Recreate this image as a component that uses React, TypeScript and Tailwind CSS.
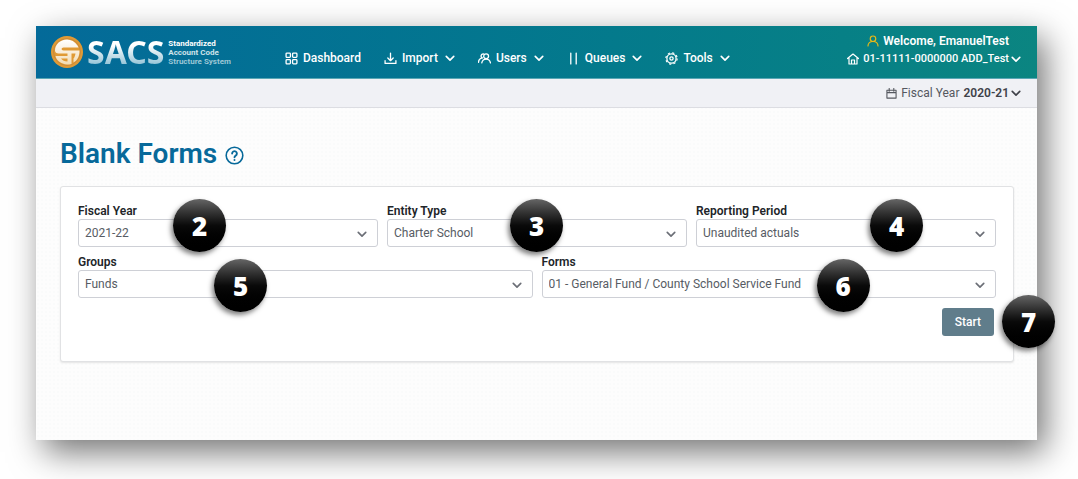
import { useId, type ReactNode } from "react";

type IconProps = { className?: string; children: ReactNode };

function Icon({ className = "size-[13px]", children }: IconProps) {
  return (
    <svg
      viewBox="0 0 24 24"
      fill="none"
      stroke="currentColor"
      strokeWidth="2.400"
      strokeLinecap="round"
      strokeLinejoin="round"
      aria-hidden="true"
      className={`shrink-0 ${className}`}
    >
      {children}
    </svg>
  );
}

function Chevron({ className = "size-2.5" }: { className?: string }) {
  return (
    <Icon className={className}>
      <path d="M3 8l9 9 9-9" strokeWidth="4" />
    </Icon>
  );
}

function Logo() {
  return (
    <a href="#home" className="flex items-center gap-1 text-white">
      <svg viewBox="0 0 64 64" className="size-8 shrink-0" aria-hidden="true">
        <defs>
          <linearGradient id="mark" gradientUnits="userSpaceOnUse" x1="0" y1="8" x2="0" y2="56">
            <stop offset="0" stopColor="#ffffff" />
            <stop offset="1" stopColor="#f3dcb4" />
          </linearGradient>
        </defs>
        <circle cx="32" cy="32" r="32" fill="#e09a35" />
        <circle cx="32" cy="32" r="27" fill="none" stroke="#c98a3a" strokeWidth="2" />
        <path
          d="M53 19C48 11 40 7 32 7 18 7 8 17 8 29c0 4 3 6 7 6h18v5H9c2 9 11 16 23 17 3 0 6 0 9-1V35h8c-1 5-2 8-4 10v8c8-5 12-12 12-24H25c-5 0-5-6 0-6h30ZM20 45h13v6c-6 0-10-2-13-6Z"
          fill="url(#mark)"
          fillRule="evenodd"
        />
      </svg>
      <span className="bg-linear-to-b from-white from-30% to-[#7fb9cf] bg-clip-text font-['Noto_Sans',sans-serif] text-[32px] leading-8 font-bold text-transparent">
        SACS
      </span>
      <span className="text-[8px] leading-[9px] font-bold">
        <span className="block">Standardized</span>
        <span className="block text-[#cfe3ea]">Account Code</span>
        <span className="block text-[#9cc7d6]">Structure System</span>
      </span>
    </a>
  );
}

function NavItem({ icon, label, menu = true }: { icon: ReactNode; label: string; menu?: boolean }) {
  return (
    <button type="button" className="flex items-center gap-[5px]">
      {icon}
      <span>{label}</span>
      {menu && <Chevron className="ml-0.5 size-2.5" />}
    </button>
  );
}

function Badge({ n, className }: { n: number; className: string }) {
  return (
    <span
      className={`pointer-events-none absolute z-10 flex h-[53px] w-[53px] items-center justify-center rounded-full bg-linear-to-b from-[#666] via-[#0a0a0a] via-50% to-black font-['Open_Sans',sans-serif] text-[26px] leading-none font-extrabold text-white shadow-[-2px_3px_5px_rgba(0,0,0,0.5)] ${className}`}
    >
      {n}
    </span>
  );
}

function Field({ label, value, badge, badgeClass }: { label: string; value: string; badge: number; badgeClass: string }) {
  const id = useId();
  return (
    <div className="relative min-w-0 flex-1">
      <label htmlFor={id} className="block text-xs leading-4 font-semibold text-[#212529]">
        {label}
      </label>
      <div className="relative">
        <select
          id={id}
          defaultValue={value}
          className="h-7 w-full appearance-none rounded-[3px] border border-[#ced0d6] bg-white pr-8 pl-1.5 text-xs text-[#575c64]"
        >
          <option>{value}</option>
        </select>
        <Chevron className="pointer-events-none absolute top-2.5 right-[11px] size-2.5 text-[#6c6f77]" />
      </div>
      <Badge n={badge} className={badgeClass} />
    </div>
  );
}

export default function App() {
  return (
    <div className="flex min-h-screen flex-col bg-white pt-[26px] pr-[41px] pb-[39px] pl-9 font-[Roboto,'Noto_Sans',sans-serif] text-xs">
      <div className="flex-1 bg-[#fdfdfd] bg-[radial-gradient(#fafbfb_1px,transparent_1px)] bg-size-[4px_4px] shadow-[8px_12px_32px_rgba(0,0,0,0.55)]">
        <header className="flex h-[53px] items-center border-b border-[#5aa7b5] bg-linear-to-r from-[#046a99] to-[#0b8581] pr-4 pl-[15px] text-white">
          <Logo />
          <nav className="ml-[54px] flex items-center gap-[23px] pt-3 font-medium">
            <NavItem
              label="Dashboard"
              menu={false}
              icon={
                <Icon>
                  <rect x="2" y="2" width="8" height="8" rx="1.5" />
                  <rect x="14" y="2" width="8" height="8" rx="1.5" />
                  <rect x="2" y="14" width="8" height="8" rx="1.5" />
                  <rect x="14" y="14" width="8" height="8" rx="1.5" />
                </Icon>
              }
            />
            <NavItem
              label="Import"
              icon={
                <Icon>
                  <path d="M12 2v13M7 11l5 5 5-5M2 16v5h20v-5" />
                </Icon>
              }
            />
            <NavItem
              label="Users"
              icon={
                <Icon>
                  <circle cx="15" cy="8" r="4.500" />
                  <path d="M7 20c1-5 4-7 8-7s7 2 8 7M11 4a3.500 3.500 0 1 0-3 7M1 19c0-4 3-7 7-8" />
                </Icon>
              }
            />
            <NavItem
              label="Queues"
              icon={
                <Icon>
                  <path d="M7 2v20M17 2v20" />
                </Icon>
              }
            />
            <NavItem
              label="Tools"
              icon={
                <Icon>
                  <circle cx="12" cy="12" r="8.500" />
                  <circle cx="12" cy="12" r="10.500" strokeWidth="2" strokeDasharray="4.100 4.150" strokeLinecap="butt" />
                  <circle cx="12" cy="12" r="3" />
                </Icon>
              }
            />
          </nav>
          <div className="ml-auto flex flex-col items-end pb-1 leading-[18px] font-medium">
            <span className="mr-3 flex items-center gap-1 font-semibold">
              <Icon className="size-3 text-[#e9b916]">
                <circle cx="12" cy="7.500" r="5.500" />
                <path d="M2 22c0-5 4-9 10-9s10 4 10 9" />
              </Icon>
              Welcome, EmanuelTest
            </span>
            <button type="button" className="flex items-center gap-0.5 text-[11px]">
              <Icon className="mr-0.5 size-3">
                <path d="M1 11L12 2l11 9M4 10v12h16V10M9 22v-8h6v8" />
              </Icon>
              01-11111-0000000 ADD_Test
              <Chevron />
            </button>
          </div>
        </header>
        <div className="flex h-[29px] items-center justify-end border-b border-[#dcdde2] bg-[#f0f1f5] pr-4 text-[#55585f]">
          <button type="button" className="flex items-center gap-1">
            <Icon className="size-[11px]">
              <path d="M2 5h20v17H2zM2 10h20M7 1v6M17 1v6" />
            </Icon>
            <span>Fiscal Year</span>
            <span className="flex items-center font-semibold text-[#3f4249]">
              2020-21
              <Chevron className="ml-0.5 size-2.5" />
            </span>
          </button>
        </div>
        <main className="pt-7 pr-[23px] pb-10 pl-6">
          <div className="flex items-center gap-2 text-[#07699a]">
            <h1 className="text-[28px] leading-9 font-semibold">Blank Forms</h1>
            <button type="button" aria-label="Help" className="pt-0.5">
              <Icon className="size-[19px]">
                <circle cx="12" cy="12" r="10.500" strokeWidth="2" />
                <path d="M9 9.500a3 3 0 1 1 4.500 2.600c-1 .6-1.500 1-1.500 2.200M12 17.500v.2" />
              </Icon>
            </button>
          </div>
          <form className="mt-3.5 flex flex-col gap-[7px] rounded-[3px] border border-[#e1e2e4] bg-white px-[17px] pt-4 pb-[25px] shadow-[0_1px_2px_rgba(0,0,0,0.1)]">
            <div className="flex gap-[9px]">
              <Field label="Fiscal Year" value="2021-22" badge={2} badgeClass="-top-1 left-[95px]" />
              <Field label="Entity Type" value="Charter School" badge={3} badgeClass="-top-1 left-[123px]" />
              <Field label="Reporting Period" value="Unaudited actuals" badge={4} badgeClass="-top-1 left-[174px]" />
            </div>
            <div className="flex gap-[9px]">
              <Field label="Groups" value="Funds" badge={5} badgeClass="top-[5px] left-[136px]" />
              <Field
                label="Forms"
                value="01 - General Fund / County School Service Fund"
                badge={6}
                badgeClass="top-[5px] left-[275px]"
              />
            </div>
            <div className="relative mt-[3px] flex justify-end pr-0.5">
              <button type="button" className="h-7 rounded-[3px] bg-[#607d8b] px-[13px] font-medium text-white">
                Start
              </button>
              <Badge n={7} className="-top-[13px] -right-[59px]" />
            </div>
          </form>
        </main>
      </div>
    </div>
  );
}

PROBLEM: Return only the lines from the start of the data through the line that contains "string; children: ReactNode", please, copying them exactly and omitting all pictures.

RESULT FOR THIS TASK:
Recreate this image as a component that uses React, TypeScript and Tailwind CSS.
import { useId, type ReactNode } from "react";

type IconProps = { className?: string; children: ReactNode };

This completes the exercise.